I don't know too much about that one, but it is supposedly pretty similar to the radeon ones. The back-end scaler of the radeons (pre-avivo, I don't think avivo-based cards have a BES) can handle source video resolutions up to 1536 or 1920 horizontal resolution (depends on the exact model, and noone seems to know... - for instance r200 is 1920 rv250 is 1536...), and it will only be able to do 2-tap filtering with that resolution (the overlay line buffer is too small). For 4-tap the video must not be larger than half that. Vertically it's virtually unlimited. If you want to play a 1920x1080 video with a rv250, it wouldn't work. What the chip can do however is predownscale, so you essentially get 960x1080 video (still with 2-tap filtering, it's actually hard to notice quality is degraded...).
Of course, nowadays everyone uses front-end scalers - just use textured video, the 3d engine is a pretty powerful scaler these days... The BES of the radeon was also a bit nasty to program, as it not only depends on source resolution but of course the output resolution (timing) as well.
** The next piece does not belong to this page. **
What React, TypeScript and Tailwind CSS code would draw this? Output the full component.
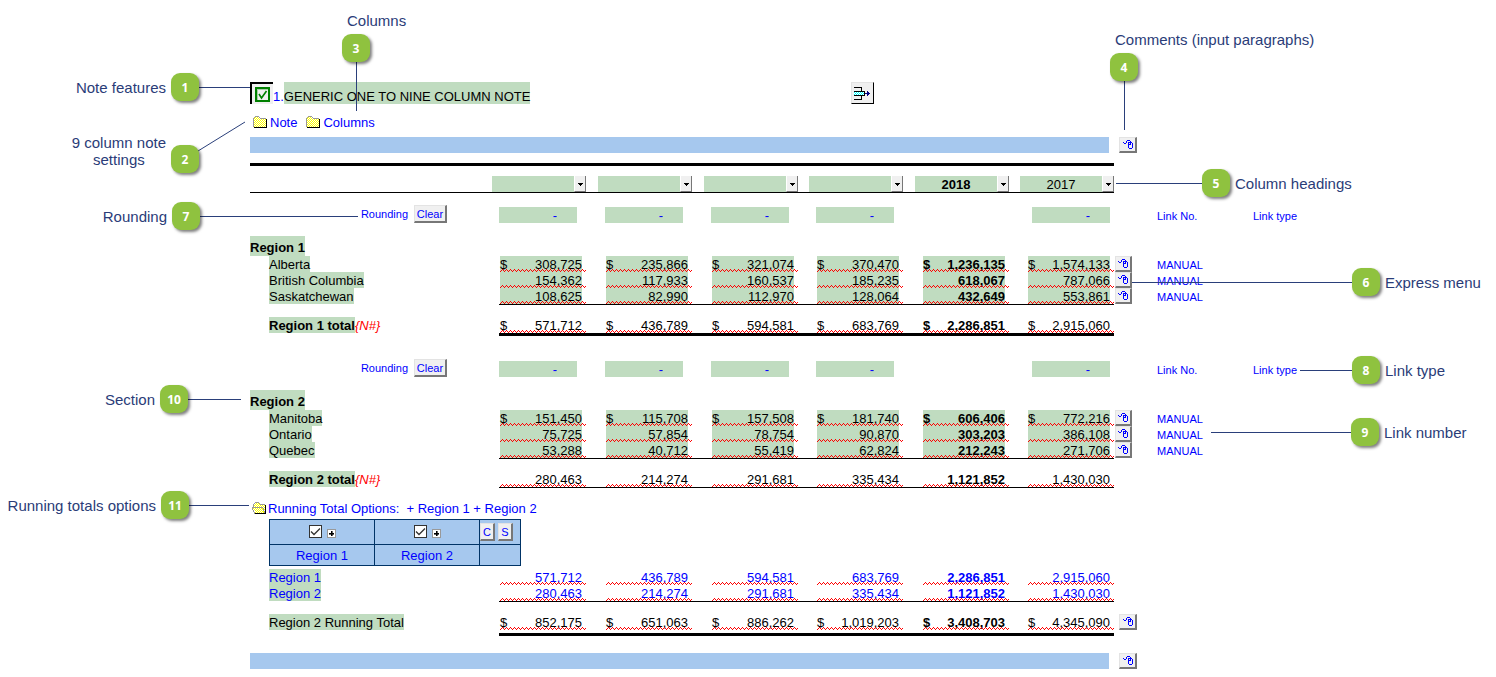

And of course back-end scalers have all sort of limitations: there is typically only one per card, so not only can you output only one video that way, but it's limited to one output too (unless you'd have a true clone mode where you'd drive two displays with the same display controller, i.e. same timings). You can't use it if you have rotated display (unless the BES would support rotation directly, which it probably doesn't on any graphic card), you can't use it really well in composited environments etc.
I think that a scaler for HDTV resolutions can consist of less than 1 million of transistors if you don't have any special requirements.
A scaler alone should be quite a bit simpler I think, even if you'd include things like color-space conversion. Of course for deinterlacing the complexity required can vary from basically 0 (bob or weave) to something very complex... (even first radeons had some sort of adaptive algorithm, though I don't think you'd call it high-quality these days)